■ Task brief: Quote each line of the material verbatim, without the pictures.

■ The data:
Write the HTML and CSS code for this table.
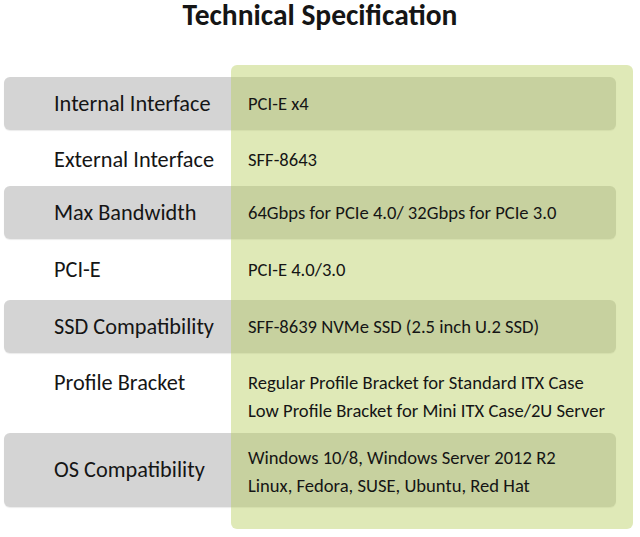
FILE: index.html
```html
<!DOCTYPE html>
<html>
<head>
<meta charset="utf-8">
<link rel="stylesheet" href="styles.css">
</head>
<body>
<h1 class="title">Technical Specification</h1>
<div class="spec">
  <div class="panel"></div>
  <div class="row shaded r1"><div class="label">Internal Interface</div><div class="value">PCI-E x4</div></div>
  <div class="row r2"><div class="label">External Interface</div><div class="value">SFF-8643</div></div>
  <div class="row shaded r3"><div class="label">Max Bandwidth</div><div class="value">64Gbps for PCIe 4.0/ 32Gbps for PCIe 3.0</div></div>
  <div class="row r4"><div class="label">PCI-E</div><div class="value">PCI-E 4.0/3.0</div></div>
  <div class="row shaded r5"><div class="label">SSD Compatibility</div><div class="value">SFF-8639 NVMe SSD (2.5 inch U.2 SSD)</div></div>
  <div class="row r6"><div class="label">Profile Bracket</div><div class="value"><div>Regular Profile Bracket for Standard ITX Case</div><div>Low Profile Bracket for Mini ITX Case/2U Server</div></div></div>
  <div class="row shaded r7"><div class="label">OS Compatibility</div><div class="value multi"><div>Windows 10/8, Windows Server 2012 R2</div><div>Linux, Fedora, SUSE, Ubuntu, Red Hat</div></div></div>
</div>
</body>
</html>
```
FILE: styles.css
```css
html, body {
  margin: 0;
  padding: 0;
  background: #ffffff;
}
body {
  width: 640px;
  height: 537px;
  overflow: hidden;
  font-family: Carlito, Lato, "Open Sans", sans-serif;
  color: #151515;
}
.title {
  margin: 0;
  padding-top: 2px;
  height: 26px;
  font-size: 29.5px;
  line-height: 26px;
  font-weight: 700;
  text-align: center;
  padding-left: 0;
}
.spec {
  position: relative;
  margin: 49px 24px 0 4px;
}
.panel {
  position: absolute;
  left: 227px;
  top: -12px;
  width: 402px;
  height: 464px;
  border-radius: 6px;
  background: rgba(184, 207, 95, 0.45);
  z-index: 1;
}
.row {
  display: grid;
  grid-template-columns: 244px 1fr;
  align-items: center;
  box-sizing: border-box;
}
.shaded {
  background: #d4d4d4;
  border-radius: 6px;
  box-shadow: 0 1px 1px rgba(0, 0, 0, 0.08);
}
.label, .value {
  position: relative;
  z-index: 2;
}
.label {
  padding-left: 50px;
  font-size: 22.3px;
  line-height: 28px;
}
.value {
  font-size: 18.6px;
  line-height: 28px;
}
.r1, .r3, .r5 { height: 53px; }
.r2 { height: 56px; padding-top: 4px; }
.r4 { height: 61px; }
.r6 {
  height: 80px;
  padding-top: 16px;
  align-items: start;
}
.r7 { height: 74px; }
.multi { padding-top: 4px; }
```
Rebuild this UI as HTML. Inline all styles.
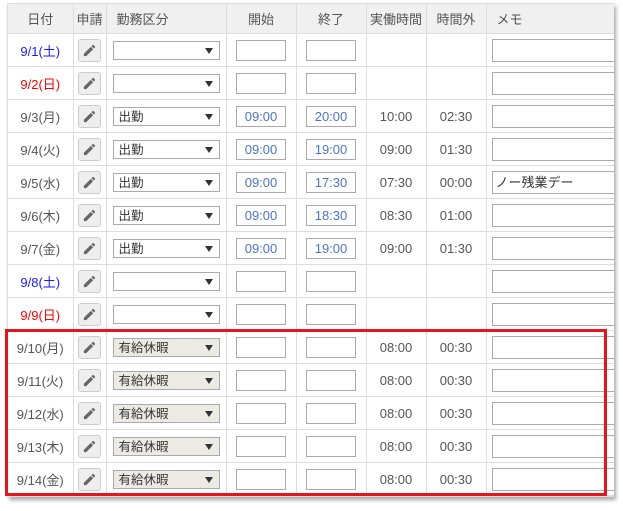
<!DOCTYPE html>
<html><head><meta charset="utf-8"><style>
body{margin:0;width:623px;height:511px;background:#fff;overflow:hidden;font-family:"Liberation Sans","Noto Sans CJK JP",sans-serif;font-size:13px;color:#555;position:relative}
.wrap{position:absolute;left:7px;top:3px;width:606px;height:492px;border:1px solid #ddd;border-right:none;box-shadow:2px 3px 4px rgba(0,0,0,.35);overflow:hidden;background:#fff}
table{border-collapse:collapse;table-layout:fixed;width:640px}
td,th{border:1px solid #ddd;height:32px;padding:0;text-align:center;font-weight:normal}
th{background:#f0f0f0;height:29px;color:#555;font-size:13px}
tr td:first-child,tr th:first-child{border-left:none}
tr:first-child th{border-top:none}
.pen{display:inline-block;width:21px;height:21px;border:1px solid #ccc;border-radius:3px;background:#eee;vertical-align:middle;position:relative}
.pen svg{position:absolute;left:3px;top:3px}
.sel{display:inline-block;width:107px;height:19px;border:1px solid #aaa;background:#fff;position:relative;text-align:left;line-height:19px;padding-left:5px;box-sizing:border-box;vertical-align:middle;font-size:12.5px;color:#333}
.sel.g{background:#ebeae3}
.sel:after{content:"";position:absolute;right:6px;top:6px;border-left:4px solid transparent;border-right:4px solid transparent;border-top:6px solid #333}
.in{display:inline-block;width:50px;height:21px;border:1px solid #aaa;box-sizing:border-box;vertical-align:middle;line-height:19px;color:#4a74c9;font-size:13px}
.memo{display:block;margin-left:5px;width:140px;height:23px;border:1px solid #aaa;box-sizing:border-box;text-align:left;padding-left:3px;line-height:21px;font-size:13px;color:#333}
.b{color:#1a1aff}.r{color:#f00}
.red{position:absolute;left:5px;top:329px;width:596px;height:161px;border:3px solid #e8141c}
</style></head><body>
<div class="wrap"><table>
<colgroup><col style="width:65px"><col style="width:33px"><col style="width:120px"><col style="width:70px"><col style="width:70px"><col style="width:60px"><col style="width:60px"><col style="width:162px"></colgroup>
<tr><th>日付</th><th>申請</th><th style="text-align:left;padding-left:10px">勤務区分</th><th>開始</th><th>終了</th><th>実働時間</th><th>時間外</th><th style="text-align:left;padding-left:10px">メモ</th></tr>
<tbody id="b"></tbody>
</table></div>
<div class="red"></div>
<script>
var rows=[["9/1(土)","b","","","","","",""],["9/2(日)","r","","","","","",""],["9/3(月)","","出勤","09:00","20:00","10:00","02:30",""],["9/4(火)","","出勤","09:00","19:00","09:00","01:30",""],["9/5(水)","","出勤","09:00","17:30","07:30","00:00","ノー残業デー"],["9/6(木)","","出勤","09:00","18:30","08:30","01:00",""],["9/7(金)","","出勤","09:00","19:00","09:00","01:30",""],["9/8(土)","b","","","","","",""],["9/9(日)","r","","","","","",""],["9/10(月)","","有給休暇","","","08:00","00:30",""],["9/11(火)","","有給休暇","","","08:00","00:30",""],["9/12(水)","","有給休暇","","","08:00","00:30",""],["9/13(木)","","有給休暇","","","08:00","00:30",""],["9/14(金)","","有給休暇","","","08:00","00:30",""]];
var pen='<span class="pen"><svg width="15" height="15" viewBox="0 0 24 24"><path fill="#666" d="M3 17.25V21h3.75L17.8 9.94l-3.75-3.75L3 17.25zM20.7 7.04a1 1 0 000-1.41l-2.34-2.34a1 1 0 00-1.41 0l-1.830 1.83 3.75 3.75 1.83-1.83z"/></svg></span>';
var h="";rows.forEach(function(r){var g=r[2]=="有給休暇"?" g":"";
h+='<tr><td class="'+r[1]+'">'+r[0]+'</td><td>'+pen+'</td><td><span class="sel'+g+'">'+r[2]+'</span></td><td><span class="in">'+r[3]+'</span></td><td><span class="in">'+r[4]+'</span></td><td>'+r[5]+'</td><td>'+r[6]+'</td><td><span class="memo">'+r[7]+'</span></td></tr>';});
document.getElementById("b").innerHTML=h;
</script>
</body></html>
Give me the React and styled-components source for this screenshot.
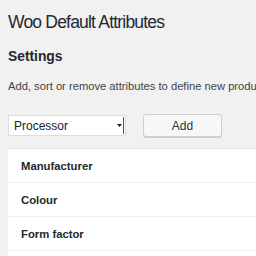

■ Worked answer:
Write the HTML and CSS code for this table.
FILE: index.html
```html
<!DOCTYPE html>
<html>
<head>
<meta charset="utf-8">
<link rel="stylesheet" href="styles.css">
</head>
<body>
<h1 class="title">Technical Specification</h1>
<div class="spec">
  <div class="panel"></div>
  <div class="row shaded r1"><div class="label">Internal Interface</div><div class="value">PCI-E x4</div></div>
  <div class="row r2"><div class="label">External Interface</div><div class="value">SFF-8643</div></div>
  <div class="row shaded r3"><div class="label">Max Bandwidth</div><div class="value">64Gbps for PCIe 4.0/ 32Gbps for PCIe 3.0</div></div>
  <div class="row r4"><div class="label">PCI-E</div><div class="value">PCI-E 4.0/3.0</div></div>
  <div class="row shaded r5"><div class="label">SSD Compatibility</div><div class="value">SFF-8639 NVMe SSD (2.5 inch U.2 SSD)</div></div>
  <div class="row r6"><div class="label">Profile Bracket</div><div class="value"><div>Regular Profile Bracket for Standard ITX Case</div><div>Low Profile Bracket for Mini ITX Case/2U Server</div></div></div>
  <div class="row shaded r7"><div class="label">OS Compatibility</div><div class="value multi"><div>Windows 10/8, Windows Server 2012 R2</div><div>Linux, Fedora, SUSE, Ubuntu, Red Hat</div></div></div>
</div>
</body>
</html>
```
FILE: styles.css
```css
html, body {
  margin: 0;
  padding: 0;
  background: #ffffff;
}
body {
  width: 640px;
  height: 537px;
  overflow: hidden;
  font-family: Carlito, Lato, "Open Sans", sans-serif;
  color: #151515;
}
.title {
  margin: 0;
  padding-top: 2px;
  height: 26px;
  font-size: 29.5px;
  line-height: 26px;
  font-weight: 700;
  text-align: center;
  padding-left: 0;
}
.spec {
  position: relative;
  margin: 49px 24px 0 4px;
}
.panel {
  position: absolute;
  left: 227px;
  top: -12px;
  width: 402px;
  height: 464px;
  border-radius: 6px;
  background: rgba(184, 207, 95, 0.45);
  z-index: 1;
}
.row {
  display: grid;
  grid-template-columns: 244px 1fr;
  align-items: center;
  box-sizing: border-box;
}
.shaded {
  background: #d4d4d4;
  border-radius: 6px;
  box-shadow: 0 1px 1px rgba(0, 0, 0, 0.08);
}
.label, .value {
  position: relative;
  z-index: 2;
}
.label {
  padding-left: 50px;
  font-size: 22.3px;
  line-height: 28px;
}
.value {
  font-size: 18.6px;
  line-height: 28px;
}
.r1, .r3, .r5 { height: 53px; }
.r2 { height: 56px; padding-top: 4px; }
.r4 { height: 61px; }
.r6 {
  height: 80px;
  padding-top: 16px;
  align-items: start;
}
.r7 { height: 74px; }
.multi { padding-top: 4px; }
```
Rebuild this UI as HTML. Inline all styles.
<!DOCTYPE html>
<html><head><meta charset="utf-8"><style>
body{margin:0;width:623px;height:511px;background:#fff;overflow:hidden;font-family:"Liberation Sans","Noto Sans CJK JP",sans-serif;font-size:13px;color:#555;position:relative}
.wrap{position:absolute;left:7px;top:3px;width:606px;height:492px;border:1px solid #ddd;border-right:none;box-shadow:2px 3px 4px rgba(0,0,0,.35);overflow:hidden;background:#fff}
table{border-collapse:collapse;table-layout:fixed;width:640px}
td,th{border:1px solid #ddd;height:32px;padding:0;text-align:center;font-weight:normal}
th{background:#f0f0f0;height:29px;color:#555;font-size:13px}
tr td:first-child,tr th:first-child{border-left:none}
tr:first-child th{border-top:none}
.pen{display:inline-block;width:21px;height:21px;border:1px solid #ccc;border-radius:3px;background:#eee;vertical-align:middle;position:relative}
.pen svg{position:absolute;left:3px;top:3px}
.sel{display:inline-block;width:107px;height:19px;border:1px solid #aaa;background:#fff;position:relative;text-align:left;line-height:19px;padding-left:5px;box-sizing:border-box;vertical-align:middle;font-size:12.5px;color:#333}
.sel.g{background:#ebeae3}
.sel:after{content:"";position:absolute;right:6px;top:6px;border-left:4px solid transparent;border-right:4px solid transparent;border-top:6px solid #333}
.in{display:inline-block;width:50px;height:21px;border:1px solid #aaa;box-sizing:border-box;vertical-align:middle;line-height:19px;color:#4a74c9;font-size:13px}
.memo{display:block;margin-left:5px;width:140px;height:23px;border:1px solid #aaa;box-sizing:border-box;text-align:left;padding-left:3px;line-height:21px;font-size:13px;color:#333}
.b{color:#1a1aff}.r{color:#f00}
.red{position:absolute;left:5px;top:329px;width:596px;height:161px;border:3px solid #e8141c}
</style></head><body>
<div class="wrap"><table>
<colgroup><col style="width:65px"><col style="width:33px"><col style="width:120px"><col style="width:70px"><col style="width:70px"><col style="width:60px"><col style="width:60px"><col style="width:162px"></colgroup>
<tr><th>日付</th><th>申請</th><th style="text-align:left;padding-left:10px">勤務区分</th><th>開始</th><th>終了</th><th>実働時間</th><th>時間外</th><th style="text-align:left;padding-left:10px">メモ</th></tr>
<tbody id="b"></tbody>
</table></div>
<div class="red"></div>
<script>
var rows=[["9/1(土)","b","","","","","",""],["9/2(日)","r","","","","","",""],["9/3(月)","","出勤","09:00","20:00","10:00","02:30",""],["9/4(火)","","出勤","09:00","19:00","09:00","01:30",""],["9/5(水)","","出勤","09:00","17:30","07:30","00:00","ノー残業デー"],["9/6(木)","","出勤","09:00","18:30","08:30","01:00",""],["9/7(金)","","出勤","09:00","19:00","09:00","01:30",""],["9/8(土)","b","","","","","",""],["9/9(日)","r","","","","","",""],["9/10(月)","","有給休暇","","","08:00","00:30",""],["9/11(火)","","有給休暇","","","08:00","00:30",""],["9/12(水)","","有給休暇","","","08:00","00:30",""],["9/13(木)","","有給休暇","","","08:00","00:30",""],["9/14(金)","","有給休暇","","","08:00","00:30",""]];
var pen='<span class="pen"><svg width="15" height="15" viewBox="0 0 24 24"><path fill="#666" d="M3 17.25V21h3.75L17.8 9.94l-3.75-3.75L3 17.25zM20.7 7.04a1 1 0 000-1.41l-2.34-2.34a1 1 0 00-1.41 0l-1.830 1.83 3.75 3.75 1.83-1.83z"/></svg></span>';
var h="";rows.forEach(function(r){var g=r[2]=="有給休暇"?" g":"";
h+='<tr><td class="'+r[1]+'">'+r[0]+'</td><td>'+pen+'</td><td><span class="sel'+g+'">'+r[2]+'</span></td><td><span class="in">'+r[3]+'</span></td><td><span class="in">'+r[4]+'</span></td><td>'+r[5]+'</td><td>'+r[6]+'</td><td><span class="memo">'+r[7]+'</span></td></tr>';});
document.getElementById("b").innerHTML=h;
</script>
</body></html>
Give me the React and styled-components source for this screenshot.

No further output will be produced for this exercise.